• [WHAT TO DO]
Copy out all of the material exactly as presented.
AVAILABLE DATA start
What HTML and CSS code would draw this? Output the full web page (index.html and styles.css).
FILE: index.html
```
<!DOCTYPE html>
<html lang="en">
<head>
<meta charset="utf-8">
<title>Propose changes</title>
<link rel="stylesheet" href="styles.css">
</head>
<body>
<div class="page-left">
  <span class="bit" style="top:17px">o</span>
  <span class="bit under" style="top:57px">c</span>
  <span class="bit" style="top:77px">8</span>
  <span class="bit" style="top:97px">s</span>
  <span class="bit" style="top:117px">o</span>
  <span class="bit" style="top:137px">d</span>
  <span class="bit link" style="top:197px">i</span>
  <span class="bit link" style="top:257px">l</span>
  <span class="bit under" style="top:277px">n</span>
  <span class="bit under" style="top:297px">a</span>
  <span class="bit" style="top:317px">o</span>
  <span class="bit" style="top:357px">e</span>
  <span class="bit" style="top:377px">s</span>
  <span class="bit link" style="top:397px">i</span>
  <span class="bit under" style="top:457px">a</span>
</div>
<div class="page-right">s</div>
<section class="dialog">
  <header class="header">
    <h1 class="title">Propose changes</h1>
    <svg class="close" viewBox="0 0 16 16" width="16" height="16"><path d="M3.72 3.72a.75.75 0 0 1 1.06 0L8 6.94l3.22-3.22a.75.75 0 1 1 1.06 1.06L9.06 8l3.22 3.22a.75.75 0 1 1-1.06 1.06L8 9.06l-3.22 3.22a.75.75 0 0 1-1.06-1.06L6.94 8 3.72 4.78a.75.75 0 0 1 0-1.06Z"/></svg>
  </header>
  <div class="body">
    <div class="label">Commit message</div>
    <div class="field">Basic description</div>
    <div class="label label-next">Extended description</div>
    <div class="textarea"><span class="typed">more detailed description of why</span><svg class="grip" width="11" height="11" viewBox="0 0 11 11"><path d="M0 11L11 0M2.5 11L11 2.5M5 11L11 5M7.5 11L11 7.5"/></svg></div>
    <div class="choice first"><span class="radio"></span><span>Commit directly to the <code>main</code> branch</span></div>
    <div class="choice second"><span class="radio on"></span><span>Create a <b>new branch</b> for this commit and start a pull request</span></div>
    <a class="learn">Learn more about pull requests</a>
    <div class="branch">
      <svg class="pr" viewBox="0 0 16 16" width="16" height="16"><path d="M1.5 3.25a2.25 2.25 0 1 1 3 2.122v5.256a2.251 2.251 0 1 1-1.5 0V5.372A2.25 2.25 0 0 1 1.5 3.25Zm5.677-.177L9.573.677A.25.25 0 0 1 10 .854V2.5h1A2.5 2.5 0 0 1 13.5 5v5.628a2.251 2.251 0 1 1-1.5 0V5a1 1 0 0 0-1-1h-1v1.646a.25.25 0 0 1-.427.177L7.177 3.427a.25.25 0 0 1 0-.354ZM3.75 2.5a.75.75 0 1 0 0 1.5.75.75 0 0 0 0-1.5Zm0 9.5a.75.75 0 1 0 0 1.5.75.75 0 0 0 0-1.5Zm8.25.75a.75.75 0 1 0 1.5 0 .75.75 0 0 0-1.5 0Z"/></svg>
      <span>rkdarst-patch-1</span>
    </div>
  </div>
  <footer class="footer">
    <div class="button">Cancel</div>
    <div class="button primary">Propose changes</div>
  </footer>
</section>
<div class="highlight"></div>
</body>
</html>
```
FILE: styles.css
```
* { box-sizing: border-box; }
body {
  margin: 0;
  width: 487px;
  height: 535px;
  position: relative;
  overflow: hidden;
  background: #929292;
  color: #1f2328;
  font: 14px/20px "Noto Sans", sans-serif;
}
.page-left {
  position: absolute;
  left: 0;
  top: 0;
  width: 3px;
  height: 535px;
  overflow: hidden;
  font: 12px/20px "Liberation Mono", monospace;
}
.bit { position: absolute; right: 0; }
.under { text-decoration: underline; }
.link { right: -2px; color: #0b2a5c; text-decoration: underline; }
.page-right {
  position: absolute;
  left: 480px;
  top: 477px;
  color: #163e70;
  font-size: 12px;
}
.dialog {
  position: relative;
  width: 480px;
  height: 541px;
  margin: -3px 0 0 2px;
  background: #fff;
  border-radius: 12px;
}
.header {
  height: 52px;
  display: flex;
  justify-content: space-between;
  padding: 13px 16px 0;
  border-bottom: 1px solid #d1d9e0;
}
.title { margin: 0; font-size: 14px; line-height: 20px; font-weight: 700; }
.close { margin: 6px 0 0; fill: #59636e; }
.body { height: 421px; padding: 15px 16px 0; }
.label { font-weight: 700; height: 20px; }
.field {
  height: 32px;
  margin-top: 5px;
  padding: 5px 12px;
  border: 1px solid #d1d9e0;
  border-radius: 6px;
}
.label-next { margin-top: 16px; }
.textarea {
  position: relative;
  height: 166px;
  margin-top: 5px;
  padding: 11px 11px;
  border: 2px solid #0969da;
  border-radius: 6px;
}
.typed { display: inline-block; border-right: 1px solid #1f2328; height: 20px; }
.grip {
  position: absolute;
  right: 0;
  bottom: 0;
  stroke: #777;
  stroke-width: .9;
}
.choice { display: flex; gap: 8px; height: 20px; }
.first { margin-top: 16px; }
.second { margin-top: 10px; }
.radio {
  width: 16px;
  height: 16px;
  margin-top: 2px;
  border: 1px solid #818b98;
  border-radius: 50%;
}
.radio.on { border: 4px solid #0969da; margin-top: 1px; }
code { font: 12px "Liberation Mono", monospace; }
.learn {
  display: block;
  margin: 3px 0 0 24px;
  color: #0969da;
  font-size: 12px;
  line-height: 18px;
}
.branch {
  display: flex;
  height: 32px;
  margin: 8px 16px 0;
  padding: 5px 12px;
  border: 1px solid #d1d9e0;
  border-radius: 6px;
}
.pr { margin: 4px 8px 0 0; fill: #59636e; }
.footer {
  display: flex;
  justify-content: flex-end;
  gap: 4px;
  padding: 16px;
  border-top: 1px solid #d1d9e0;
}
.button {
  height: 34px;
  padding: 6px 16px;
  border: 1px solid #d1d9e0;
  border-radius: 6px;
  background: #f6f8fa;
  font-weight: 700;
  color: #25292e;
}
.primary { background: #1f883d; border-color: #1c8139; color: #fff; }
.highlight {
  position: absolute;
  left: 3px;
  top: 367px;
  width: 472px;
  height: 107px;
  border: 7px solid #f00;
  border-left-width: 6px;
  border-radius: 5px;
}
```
AVAILABLE DATA end
• [ANSWER TO THIS EXERCISE]
What HTML and CSS code would draw this? Output the full web page (index.html and styles.css).
FILE: index.html
```
<!DOCTYPE html>
<html lang="en">
<head>
<meta charset="utf-8">
<title>Propose changes</title>
<link rel="stylesheet" href="styles.css">
</head>
<body>
<div class="page-left">
  <span class="bit" style="top:17px">o</span>
  <span class="bit under" style="top:57px">c</span>
  <span class="bit" style="top:77px">8</span>
  <span class="bit" style="top:97px">s</span>
  <span class="bit" style="top:117px">o</span>
  <span class="bit" style="top:137px">d</span>
  <span class="bit link" style="top:197px">i</span>
  <span class="bit link" style="top:257px">l</span>
  <span class="bit under" style="top:277px">n</span>
  <span class="bit under" style="top:297px">a</span>
  <span class="bit" style="top:317px">o</span>
  <span class="bit" style="top:357px">e</span>
  <span class="bit" style="top:377px">s</span>
  <span class="bit link" style="top:397px">i</span>
  <span class="bit under" style="top:457px">a</span>
</div>
<div class="page-right">s</div>
<section class="dialog">
  <header class="header">
    <h1 class="title">Propose changes</h1>
    <svg class="close" viewBox="0 0 16 16" width="16" height="16"><path d="M3.72 3.72a.75.75 0 0 1 1.06 0L8 6.94l3.22-3.22a.75.75 0 1 1 1.06 1.06L9.06 8l3.22 3.22a.75.75 0 1 1-1.06 1.06L8 9.06l-3.22 3.22a.75.75 0 0 1-1.06-1.06L6.94 8 3.72 4.78a.75.75 0 0 1 0-1.06Z"/></svg>
  </header>
  <div class="body">
    <div class="label">Commit message</div>
    <div class="field">Basic description</div>
    <div class="label label-next">Extended description</div>
    <div class="textarea"><span class="typed">more detailed description of why</span><svg class="grip" width="11" height="11" viewBox="0 0 11 11"><path d="M0 11L11 0M2.5 11L11 2.5M5 11L11 5M7.5 11L11 7.5"/></svg></div>
    <div class="choice first"><span class="radio"></span><span>Commit directly to the <code>main</code> branch</span></div>
    <div class="choice second"><span class="radio on"></span><span>Create a <b>new branch</b> for this commit and start a pull request</span></div>
    <a class="learn">Learn more about pull requests</a>
    <div class="branch">
      <svg class="pr" viewBox="0 0 16 16" width="16" height="16"><path d="M1.5 3.25a2.25 2.25 0 1 1 3 2.122v5.256a2.251 2.251 0 1 1-1.5 0V5.372A2.25 2.25 0 0 1 1.5 3.25Zm5.677-.177L9.573.677A.25.25 0 0 1 10 .854V2.5h1A2.5 2.5 0 0 1 13.5 5v5.628a2.251 2.251 0 1 1-1.5 0V5a1 1 0 0 0-1-1h-1v1.646a.25.25 0 0 1-.427.177L7.177 3.427a.25.25 0 0 1 0-.354ZM3.75 2.5a.75.75 0 1 0 0 1.5.75.75 0 0 0 0-1.5Zm0 9.5a.75.75 0 1 0 0 1.5.75.75 0 0 0 0-1.5Zm8.25.75a.75.75 0 1 0 1.5 0 .75.75 0 0 0-1.5 0Z"/></svg>
      <span>rkdarst-patch-1</span>
    </div>
  </div>
  <footer class="footer">
    <div class="button">Cancel</div>
    <div class="button primary">Propose changes</div>
  </footer>
</section>
<div class="highlight"></div>
</body>
</html>
```
FILE: styles.css
```
* { box-sizing: border-box; }
body {
  margin: 0;
  width: 487px;
  height: 535px;
  position: relative;
  overflow: hidden;
  background: #929292;
  color: #1f2328;
  font: 14px/20px "Noto Sans", sans-serif;
}
.page-left {
  position: absolute;
  left: 0;
  top: 0;
  width: 3px;
  height: 535px;
  overflow: hidden;
  font: 12px/20px "Liberation Mono", monospace;
}
.bit { position: absolute; right: 0; }
.under { text-decoration: underline; }
.link { right: -2px; color: #0b2a5c; text-decoration: underline; }
.page-right {
  position: absolute;
  left: 480px;
  top: 477px;
  color: #163e70;
  font-size: 12px;
}
.dialog {
  position: relative;
  width: 480px;
  height: 541px;
  margin: -3px 0 0 2px;
  background: #fff;
  border-radius: 12px;
}
.header {
  height: 52px;
  display: flex;
  justify-content: space-between;
  padding: 13px 16px 0;
  border-bottom: 1px solid #d1d9e0;
}
.title { margin: 0; font-size: 14px; line-height: 20px; font-weight: 700; }
.close { margin: 6px 0 0; fill: #59636e; }
.body { height: 421px; padding: 15px 16px 0; }
.label { font-weight: 700; height: 20px; }
.field {
  height: 32px;
  margin-top: 5px;
  padding: 5px 12px;
  border: 1px solid #d1d9e0;
  border-radius: 6px;
}
.label-next { margin-top: 16px; }
.textarea {
  position: relative;
  height: 166px;
  margin-top: 5px;
  padding: 11px 11px;
  border: 2px solid #0969da;
  border-radius: 6px;
}
.typed { display: inline-block; border-right: 1px solid #1f2328; height: 20px; }
.grip {
  position: absolute;
  right: 0;
  bottom: 0;
  stroke: #777;
  stroke-width: .9;
}
.choice { display: flex; gap: 8px; height: 20px; }
.first { margin-top: 16px; }
.second { margin-top: 10px; }
.radio {
  width: 16px;
  height: 16px;
  margin-top: 2px;
  border: 1px solid #818b98;
  border-radius: 50%;
}
.radio.on { border: 4px solid #0969da; margin-top: 1px; }
code { font: 12px "Liberation Mono", monospace; }
.learn {
  display: block;
  margin: 3px 0 0 24px;
  color: #0969da;
  font-size: 12px;
  line-height: 18px;
}
.branch {
  display: flex;
  height: 32px;
  margin: 8px 16px 0;
  padding: 5px 12px;
  border: 1px solid #d1d9e0;
  border-radius: 6px;
}
.pr { margin: 4px 8px 0 0; fill: #59636e; }
.footer {
  display: flex;
  justify-content: flex-end;
  gap: 4px;
  padding: 16px;
  border-top: 1px solid #d1d9e0;
}
.button {
  height: 34px;
  padding: 6px 16px;
  border: 1px solid #d1d9e0;
  border-radius: 6px;
  background: #f6f8fa;
  font-weight: 700;
  color: #25292e;
}
.primary { background: #1f883d; border-color: #1c8139; color: #fff; }
.highlight {
  position: absolute;
  left: 3px;
  top: 367px;
  width: 472px;
  height: 107px;
  border: 7px solid #f00;
  border-left-width: 6px;
  border-radius: 5px;
}
```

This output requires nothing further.